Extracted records
####################

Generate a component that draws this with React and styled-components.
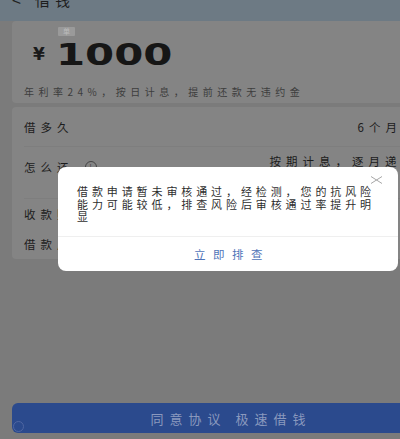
import React from "react";
import styled, { createGlobalStyle } from "styled-components";

const Global = createGlobalStyle`
  html, body { margin: 0; padding: 0; overflow: hidden; background: #7b7b7b; }
  body { font-family: "Noto Sans CJK SC", "Noto Sans", sans-serif; }
  * { box-sizing: border-box; }
`;

const Page = styled.div`
  position: relative;
  width: 456px;
  height: 439px;
  background: #7b7b7b;
  display: flex;
  flex-direction: column;
  overflow: hidden;
`;

const Header = styled.div`
  height: 21px;
  background: #6d7a84;
  display: flex;
  align-items: flex-start;
  gap: 14px;
  padding-left: 12px;
  overflow: hidden;
`;

const Back = styled.span`
  margin-top: -9px;
  font-size: 16px;
  line-height: 16px;
  color: #222;
`;

const Title = styled.span`
  margin-top: -8px;
  font-size: 15px;
  line-height: 15px;
  letter-spacing: 5px;
  color: #1e1e1e;
`;

const Card = styled.div`
  margin: ${(p) => p.$mt || 0}px 12px 0;
  background: #848484;
  border-radius: 4px;
  display: flex;
  flex-direction: column;
`;

const AmountCard = styled(Card)`
  padding: 6px 12px 6px 12px;
  height: 82px;
`;

const Badge = styled.span`
  margin-left: 34px;
  width: 17px;
  height: 9px;
  background: #9a9a9a;
  border-radius: 1px;
  font-size: 7px;
  line-height: 9px;
  color: #bcbcbc;
  text-align: center;
`;

const AmountRow = styled.div`
  display: flex;
  align-items: center;
  height: 34px;
  margin-top: 1px;
`;

const Yen = styled.span`
  width: 32px;
  padding-left: 9px;
  font-family: "DejaVu Sans", sans-serif;
  font-weight: bold;
  font-size: 17px;
  color: #1a1a1a;
`;

const Amount = styled.span`
  display: inline-block;
  font-family: "DejaVu Sans", sans-serif;
  font-weight: bold;
  font-size: 31px;
  line-height: 34px;
  color: #161616;
  transform: scaleX(1.35);
  transform-origin: left center;
`;

const Note = styled.div`
  margin-top: 14px;
  font-size: 10px;
  line-height: 14px;
  letter-spacing: 4.5px;
  color: #3d3d3d;
  white-space: nowrap;
`;

const ListCard = styled(Card)`
  padding: 0 26px 0 12px;
`;

const Row = styled.div`
  display: flex;
  justify-content: space-between;
  align-items: ${(p) => (p.$top ? "flex-start" : "center")};
  height: ${(p) => p.$h}px;
  padding-top: ${(p) => (p.$top ? 12 : 0)}px;
  border-bottom: ${(p) => (p.$line ? "1px solid #7e7e7e" : "none")};
`;

const Label = styled.span`
  display: flex;
  align-items: center;
  gap: 11px;
  font-size: 11.5px;
  line-height: 16px;
  letter-spacing: 5px;
  color: #1c1c1c;
`;

const Info = styled.span`
  width: 12px;
  height: 12px;
  border: 1px solid #444;
  border-radius: 50%;
  font-size: 8px;
  line-height: 10px;
  text-align: center;
  color: #444;
  letter-spacing: 0;
`;

const Value = styled.span`
  display: flex;
  align-items: center;
  gap: 2px;
  margin-top: ${(p) => (p.$up ? -6 : 0)}px;
  font-size: 11.5px;
  line-height: 16px;
  letter-spacing: 5px;
  color: #1c1c1c;
  white-space: nowrap;
`;

const Spacer = styled.div`
  flex: 1;
`;

const Footer = styled.div`
  padding: 0 12px 6px;
`;

const Button = styled.div`
  position: relative;
  height: 30px;
  border-radius: 6px;
  background: #2b4a8d;
  display: flex;
  align-items: center;
  justify-content: center;
  font-size: 13px;
  letter-spacing: 6px;
  color: #8a99be;
  padding-left: 6px;
`;

const Radio = styled.span`
  position: absolute;
  left: 1px;
  bottom: 1px;
  width: 11px;
  height: 11px;
  border-radius: 50%;
  border: 1px solid #4f66a2;
`;

const Overlay = styled.div`
  position: absolute;
  inset: 0;
  display: flex;
  justify-content: center;
  align-items: flex-start;
  padding-top: 167px;
`;

const Modal = styled.div`
  position: relative;
  width: 340px;
  height: 104px;
  background: #fff;
  border-radius: 8px;
  display: flex;
  flex-direction: column;
`;

const Message = styled.div`
  padding: 18px 20px 0 19px;
  height: 70px;
  font-size: 11px;
  line-height: 12.5px;
  letter-spacing: 3.9px;
  color: #2e2e2e;
  border-bottom: 1px solid #efefef;
`;

const Action = styled.div`
  flex: 1;
  display: flex;
  align-items: center;
  justify-content: center;
  font-size: 11.5px;
  letter-spacing: 7.5px;
  color: #4f74b8;
  padding-left: 8px;
`;

const Close = styled.svg`
  position: absolute;
  top: 9px;
  right: 15px;
`;

export default function App() {
  return (
    <>
      <Global />
      <Page>
        <Header>
          <Back>&lt;</Back>
          <Title>借钱</Title>
        </Header>
        <AmountCard>
          <Badge>单</Badge>
          <AmountRow>
            <Yen>¥</Yen>
            <Amount>1000</Amount>
          </AmountRow>
          <Note>年利率24%，按日计息，提前还款无违约金</Note>
        </AmountCard>
        <ListCard $mt={4}>
          <Row $h={40} $line>
            <Label>借多久</Label>
            <Value>
              6个月
              <svg width="14" height="14" viewBox="0 0 14 14">
                <path d="M5 3l4 4-4 4" fill="none" stroke="#444" strokeWidth="1.3" />
              </svg>
            </Value>
          </Row>
          <Row $h={52} $top $line>
            <Label>
              怎么还<Info>!</Info>
            </Label>
            <Value $up>按期计息，逐月递减</Value>
          </Row>
          <Row $h={30}>
            <Label>收款账户</Label>
          </Row>
          <Row $h={30}>
            <Label>借款用途</Label>
          </Row>
        </ListCard>
        <Spacer />
        <Footer>
          <Button>
            同意协议 极速借钱
            <Radio />
          </Button>
        </Footer>
        <Overlay>
          <Modal>
            <Close width="13" height="8" viewBox="0 0 13 8">
              <path d="M1 0.5l11 7M12 0.5L1 7.5" stroke="#a8a8a8" strokeWidth="1" fill="none" />
            </Close>
            <Message>
              借款申请暂未审核通过，经检测，您的抗风险能力可能较低，排查风险后审核通过率提升明显
            </Message>
            <Action>立即排查</Action>
          </Modal>
        </Overlay>
      </Page>
    </>
  );
}
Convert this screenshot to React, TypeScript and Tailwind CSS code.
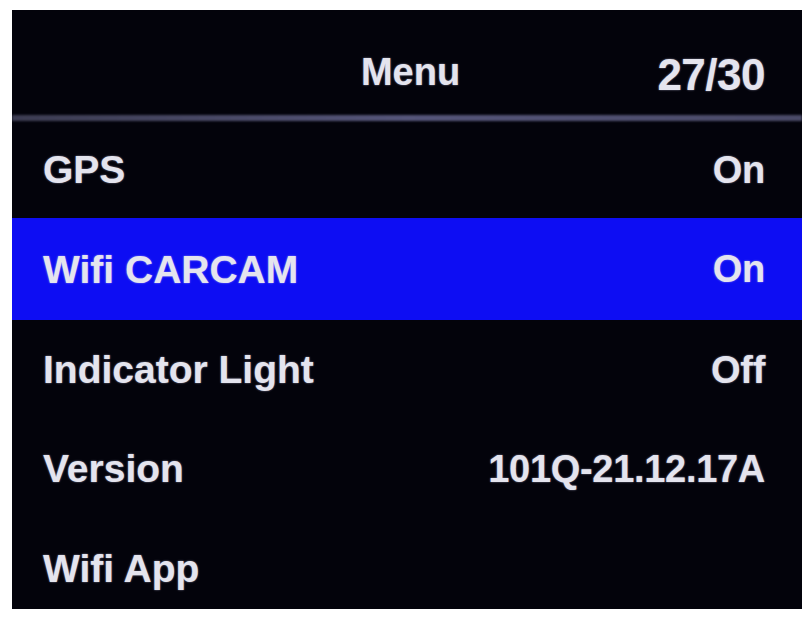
const rows = [
  { label: "GPS", value: "On", h: "h-[97px]" },
  { label: "Wifi CARCAM", value: "On", h: "h-[102px]", active: true },
  { label: "Indicator Light", value: "Off", h: "h-[99px]" },
  { label: "Version", value: "101Q-21.12.17A", h: "h-[99px]" },
  { label: "Wifi App", value: "", h: "h-[100px]" },
];

export default function App() {
  return (
    <div className="h-[621px] w-[811px] bg-white pl-[12px] pt-[10px] font-['Liberation_Sans',Arial,sans-serif]">
      <div className="flex h-[599px] w-[790px] flex-col overflow-hidden bg-[#03030b] text-[#e4e4ee] [text-shadow:0_0_2px_rgba(220,220,255,0.6)]">
        <header className="grid h-[105px] shrink-0 grid-cols-[1fr_auto_1fr] items-start pt-[43px] pr-[37px]">
          <span />
          <span className="ml-[44px] text-[38px] font-bold leading-none">Menu</span>
          <span className="justify-self-end text-[44px] font-bold leading-none tracking-[-0.5px]">27/30</span>
        </header>
        <div className="h-[6px] shrink-0 bg-gradient-to-r from-[#3c3c52] via-[#55557a] to-[#4a4a68] blur-[1px]" />
        {rows.map((r) => (
          <div
            key={r.label}
            className={`flex ${r.h} shrink-0 items-center justify-between pl-[31px] pr-[37px] ${r.active ? "bg-[#0d0df3]" : ""}`}
          >
            <span className="text-[39px] font-bold leading-none">{r.label}</span>
            <span className="text-[38px] font-bold leading-none tracking-[-0.3px]">{r.value}</span>
          </div>
        ))}
      </div>
    </div>
  );
}
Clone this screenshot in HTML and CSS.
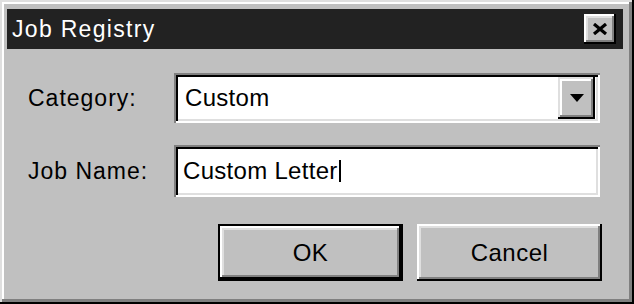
FILE: index.html
```html
<!DOCTYPE html>
<html>
<head>
<meta charset="utf-8">
<link rel="stylesheet" href="styles.css">
</head>
<body>
<div class="window">
  <div class="titlebar">
    <span class="title">Job Registry</span>
    <span class="close">
      <svg width="16" height="12" viewBox="0 0 16 12"><path d="M2 1 L14 11 M14 1 L2 11" stroke="#000" stroke-width="3.2" fill="none"/></svg>
    </span>
  </div>
  <div class="content">
    <div class="row">
      <span class="label">Category:</span>
      <div class="combo">
        <span class="value">Custom</span>
        <span class="drop">
          <svg width="14" height="8" viewBox="0 0 14 8"><polygon points="0,0 14,0 7,8" fill="#000"/></svg>
        </span>
      </div>
    </div>
    <div class="row row2">
      <span class="label">Job Name:</span>
      <div class="field">
        <span class="value">Custom Letter</span><span class="caret"></span>
      </div>
    </div>
    <div class="buttons">
      <button class="btn default">OK</button>
      <button class="btn">Cancel</button>
    </div>
  </div>
</div>
</body>
</html>
```

FILE: styles.css
```css
html, body {
  margin: 0;
  padding: 0;
  width: 634px;
  height: 304px;
  overflow: hidden;
  background: #c0c0c0;
}

.window {
  box-sizing: border-box;
  width: 634px;
  height: 304px;
  background: #c0c0c0;
  padding: 9px 11px 0 7px;
  box-shadow: inset -2px -2px #000, inset 2px 2px #dfdfdf, inset -5px -5px #808080, inset 4px 4px #fff;
  font-family: "Liberation Sans", Arial, sans-serif;
  color: #000;
}

.titlebar {
  height: 40px;
  background: #222;
  display: flex;
  align-items: center;
  justify-content: space-between;
  padding: 0 7px 0 5px;
}

.title {
  color: #fff;
  font-size: 23px;
  letter-spacing: 1.3px;
}

.close {
  width: 32px;
  height: 30px;
  box-sizing: border-box;
  background: #c0c0c0;
  box-shadow: inset -2px -2px #000, inset 2px 2px #fff, inset -4px -4px #808080, inset 4px 4px #dfdfdf;
  display: flex;
  align-items: center;
  justify-content: center;
  padding-bottom: 1px;
}

.content {
  padding-left: 21px;
}

.row {
  display: flex;
  align-items: center;
  margin-top: 24px;
}

.row2 {
  margin-top: 22px;
}

.label {
  width: 146px;
  font-size: 23px;
  letter-spacing: 1px;
}

.combo, .field {
  box-sizing: border-box;
  width: 426px;
  background: #fff;
  padding: 4px;
  display: flex;
  align-items: center;
  box-shadow: inset 2px 2px #808080, inset -2px -2px #fff, inset 4px 4px #000, inset -4px -4px #dfdfdf;
}

.combo {
  height: 50px;
}

.field {
  height: 52px;
}

.value {
  font-size: 24px;
  letter-spacing: 0.3px;
}

.combo .value {
  flex: 1;
  padding-left: 7px;
}

.field .value {
  padding-left: 5px;
}

.caret {
  display: inline-block;
  width: 2px;
  height: 22px;
  background: #000;
  margin-left: 1px;
}

.drop {
  width: 37px;
  height: 42px;
  margin-right: 1px;
  box-sizing: border-box;
  background: #c0c0c0;
  box-shadow: inset -2px -2px #000, inset 2px 2px #dfdfdf, inset -4px -4px #808080, inset 4px 4px #fff;
  display: flex;
  align-items: center;
  justify-content: center;
}

.buttons {
  display: flex;
  gap: 14px;
  margin-top: 27px;
  padding-left: 190px;
}

.btn {
  box-sizing: border-box;
  width: 185px;
  height: 57px;
  border: none;
  margin: 0;
  padding: 0;
  background: #c0c0c0;
  font-family: "Liberation Sans", Arial, sans-serif;
  font-size: 24px;
  letter-spacing: 0.5px;
  color: #000;
  box-shadow: inset -2px -2px #000, inset 2px 2px #fff, inset -4px -4px #808080, inset 4px 4px #dfdfdf;
}

.btn.default {
  box-shadow: inset 0 0 0 2px #000, inset -4px -4px #000, inset 4px 4px #fff, inset -6px -6px #808080, inset 6px 6px #dfdfdf;
}
```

####################

PROBLEM TO SOLVE. Reply with only the number of lines in the entries that contain the word "screenshot".

THE REPLY. 2